◆ **TASK DIRECTIONS**: Review the material line by line. Identify and copy every line that contains the string "React".

--- START OF RECORDS FOR THE EXERCISE ---

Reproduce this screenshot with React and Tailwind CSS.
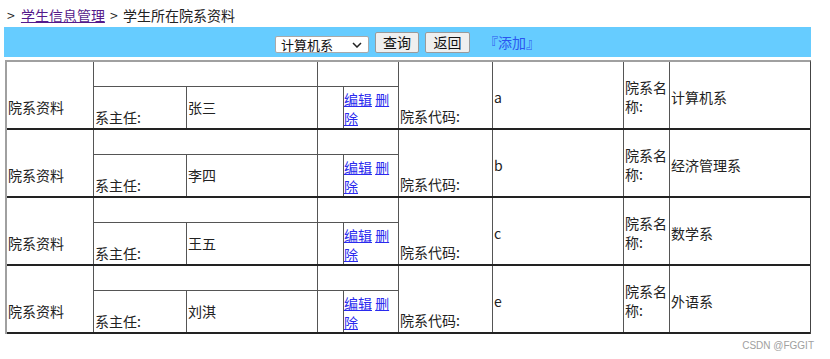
import React from "react";

const rows = [
  { head: "张三", code: "a", name: "计算机系" },
  { head: "李四", code: "b", name: "经济管理系" },
  { head: "王五", code: "c", name: "数学系" },
  { head: "刘淇", code: "e", name: "外语系" },
];

const font = { fontFamily: '"Noto Sans CJK SC", "Noto Sans", sans-serif' };

function Row({ r }) {
  return (
    <div className="flex h-[68px] border-b-2 border-[#222]">
      <div className="w-[87px] shrink-0 border-r border-[#555] pl-px pt-[36px]">院系资料</div>
      <div className="w-[305px] shrink-0 border-r border-[#555] flex flex-col">
        <div className="flex h-[25px] border-b border-[#555]">
          <div className="w-[224px] border-r border-[#555]"></div>
          <div className="w-[80px]"></div>
        </div>
        <div className="flex flex-1">
          <div className="w-[93px] border-r border-[#555] pl-px pt-[21px]">系主任:</div>
          <div className="w-[131px] border-r border-[#555] pl-px pt-[11px]">{r.head}</div>
          <div className="w-[26px] border-r border-[#555]"></div>
          <div className="w-[54px] pt-[3px]">
            <a href="#" className="text-[#2a2aee] underline">编辑</a>{" "}
            <a href="#" className="text-[#2a2aee] underline">删除</a>
          </div>
        </div>
      </div>
      <div className="w-[94px] shrink-0 border-r border-[#555] pl-px pt-[45px]">院系代码:</div>
      <div className="w-[131px] shrink-0 border-r border-[#555] pl-px pt-[26px]">{r.code}</div>
      <div className="w-[46px] shrink-0 border-r border-[#555] pl-px pt-[16px]">院系名称:</div>
      <div className="w-[140px] shrink-0 pl-px pt-[26px]">{r.name}</div>
    </div>
  );
}

export default function App() {
  return (
    <div className="relative w-[830px] h-[359px] bg-white text-[14px] leading-[19px] text-[#222]" style={font}>
      <div className="h-[27px] pl-[7px] pt-[6px]">
        <span className="mr-[3px]">&gt;</span> <a href="#" className="text-[#551a8b] underline">学生信息管理</a>{" "}
        <span className="mx-[2px]">&gt;</span> 学生所在院系资料
      </div>
      <div className="ml-[4px] w-[807px] h-[30px] bg-[#66ccff] flex items-center justify-center pr-[7px]">
        <div className="mt-[5px] w-[94px] h-[17px] bg-white border border-[#a9a9a9] rounded-[2px] flex items-center justify-between pl-[5px] pr-[5px] text-[13px] leading-[15px] text-[#111]">
          <span>计算机系</span>
          <svg width="10" height="6" viewBox="0 0 10 6" className="mr-[1px]">
            <path d="M1 1 L5 5 L9 1" fill="none" stroke="#222" strokeWidth="1.5" />
          </svg>
        </div>
        <button className="ml-[6px] w-[44px] h-[21px] bg-[#efefef] border border-[#9a9a9a] rounded-[2px] text-[14px] leading-[17px] text-[#111]">查询</button>
        <button className="ml-[6px] w-[45px] h-[21px] bg-[#efefef] border border-[#9a9a9a] rounded-[2px] text-[14px] leading-[17px] text-[#111]">返回</button>
        <a href="#" className="ml-[21px] text-[#2a55f0] whitespace-nowrap">
          <span className="-ml-[7px]">『</span>添加<span className="-mr-[7px]">』</span>
        </a>
      </div>
      <div className="mt-[3px] ml-[5px] w-[806px] border-t-2 border-l-2 border-r border-t-[#a0a0a0] border-l-[#a0a0a0] border-r-[#444]">
        {rows.map((r, i) => (
          <Row key={i} r={r} />
        ))}
      </div>
      <div className="absolute right-[16px] bottom-[7px] text-[10px] leading-[12px] text-[#a0a0a0]" style={{ fontFamily: '"Liberation Sans", Arial, sans-serif' }}>
        CSDN @FGGIT
      </div>
    </div>
  );
}
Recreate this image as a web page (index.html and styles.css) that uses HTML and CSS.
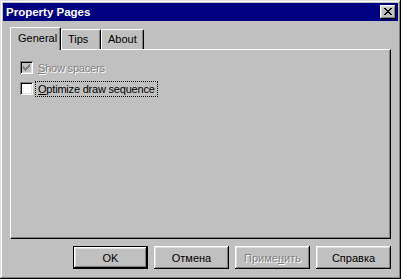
FILE: index.html
```html
<!DOCTYPE html>
<html lang="ru">
<head>
  <meta charset="UTF-8" />
  <title>Property Pages</title>
  <link rel="stylesheet" href="styles.css">
</head>
<body>

<div class="window">
  <div class="titlebar">
    <span class="title">Property Pages</span>
    <button class="close">
      <svg width="8" height="7" viewBox="0 0 8 7" shape-rendering="crispEdges">
        <path d="M0 0h2v1h-2zM6 0h2v1h-2zM1 1h2v1h-2zM5 1h2v1h-2zM2 2h4v1h-4zM3 3h2v1h-2zM2 4h4v1h-4zM1 5h2v1h-2zM5 5h2v1h-2zM0 6h2v1h-2zM6 6h2v1h-2z" fill="#000"/>
      </svg>
    </button>
  </div>

  <div class="content">
    <div class="tabs">
      <div class="tab active">General</div>
      <div class="tab">Tips</div>
      <div class="tab">About</div>
    </div>

    <div class="panel">
      <div class="check disabled">
        <span class="box">
          <svg width="7" height="7" viewBox="0 0 7 7" shape-rendering="crispEdges">
            <path d="M6 0h1v3h-1zM5 1h1v3h-1zM4 2h1v3h-1zM3 3h1v3h-1zM2 4h1v3h-1zM1 3h1v3h-1zM0 2h1v3h-1z" fill="#808080"/>
          </svg>
        </span>
        <span class="label"><u>S</u>how spacers</span>
      </div>
      <div class="check">
        <span class="box"></span>
        <span class="label focus"><u>O</u>ptimize draw sequence</span>
      </div>
    </div>

    <div class="buttons">
      <button class="btn default">OK</button>
      <button class="btn">Отмена</button>
      <button class="btn" disabled>Приме<u>н</u>ить</button>
      <button class="btn">Справка</button>
    </div>
  </div>
</div>

</body>
</html>
```

FILE: styles.css
```css
body {
  margin: 0;
  font-family: "Liberation Sans", Arial, sans-serif;
  font-size: 11px;
  background: #c0c0c0;
}

.window {
  width: 401px;
  height: 279px;
  box-sizing: border-box;
  padding: 3px;
  background: #c0c0c0;
  box-shadow: inset -1px -1px #000, inset 1px 1px #dfdfdf,
              inset -2px -2px #808080, inset 2px 2px #fff;
  display: flex;
  flex-direction: column;
}

.titlebar {
  height: 18px;
  background: #000080;
  display: flex;
  align-items: center;
  justify-content: space-between;
  padding: 0 2px 0 3px;
}

.title {
  color: #fff;
  font-weight: bold;
  font-size: 11.5px;
}

.close {
  width: 16px;
  height: 14px;
  padding: 0;
  border: none;
  background: #c0c0c0;
  box-shadow: inset -1px -1px #000, inset 1px 1px #fff,
              inset -2px -2px #808080, inset 2px 2px #dfdfdf;
  display: flex;
  align-items: center;
  justify-content: center;
}

.close svg {
  display: block;
  margin: 0 0 1px 0;
}

.content {
  flex: 1;
  display: flex;
  flex-direction: column;
  padding: 6px 7px 7px 7px;
}

.tabs {
  display: flex;
  align-items: flex-end;
  height: 22px;
  position: relative;
  z-index: 1;
}

.tab {
  height: 20px;
  box-sizing: border-box;
  padding: 3px 6px 0 6px;
  background: #c0c0c0;
  border-top: 1px solid #fff;
  border-left: 1px solid #fff;
  border-right: 1px solid #000;
  border-radius: 2px 2px 0 0;
  box-shadow: inset -1px 0 #808080;
}

.tab:nth-child(2) { width: 40px; }
.tab:nth-child(3) { width: 43px; }

.tab.active {
  width: 51px;
  height: 23px;
  padding-top: 4px;
  margin-bottom: -1px;
  padding-left: 7px;
}

.panel {
  flex: 1;
  box-sizing: border-box;
  border-top: 1px solid #fff;
  border-left: 1px solid #fff;
  border-right: 1px solid #000;
  border-bottom: 1px solid #000;
  box-shadow: inset -1px -1px #808080;
  padding: 11px 0 0 9px;
  display: flex;
  flex-direction: column;
  gap: 8px;
}

.check {
  display: flex;
  align-items: center;
  height: 13px;
}

.box {
  width: 13px;
  height: 13px;
  box-sizing: border-box;
  background: #fff;
  box-shadow: inset 1px 1px #808080, inset -1px -1px #fff,
              inset 2px 2px #000, inset -2px -2px #dfdfdf;
  display: flex;
  align-items: center;
  justify-content: center;
}

.check.disabled .box {
  background: #c0c0c0;
}

.label {
  margin-left: 3px;
  padding: 1px 2px;
  letter-spacing: -0.2px;
}

.check.disabled .label {
  color: #808080;
  text-shadow: 1px 1px #fff;
}

.label.focus {
  outline: 1px dotted #000;
}

.buttons {
  display: flex;
  justify-content: flex-end;
  gap: 6px;
  margin-top: 7px;
}

.btn {
  width: 75px;
  height: 23px;
  padding: 0;
  border: none;
  background: #c0c0c0;
  font-family: "Liberation Sans", Arial, sans-serif;
  font-size: 11px;
  font-weight: normal;
  color: #000;
  box-shadow: inset -1px -1px #000, inset 1px 1px #fff,
              inset -2px -2px #808080, inset 2px 2px #dfdfdf;
}

.btn.default {
  box-shadow: inset 0 0 0 1px #000, inset -2px -2px #000, inset 2px 2px #fff,
              inset -3px -3px #808080, inset 3px 3px #dfdfdf;
}

.btn:disabled {
  color: #808080;
  text-shadow: 1px 1px #fff;
}
```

--- END OF RECORDS FOR THE EXERCISE ---

◆ **FINAL RESULT**:
Reproduce this screenshot with React and Tailwind CSS.
import React from "react";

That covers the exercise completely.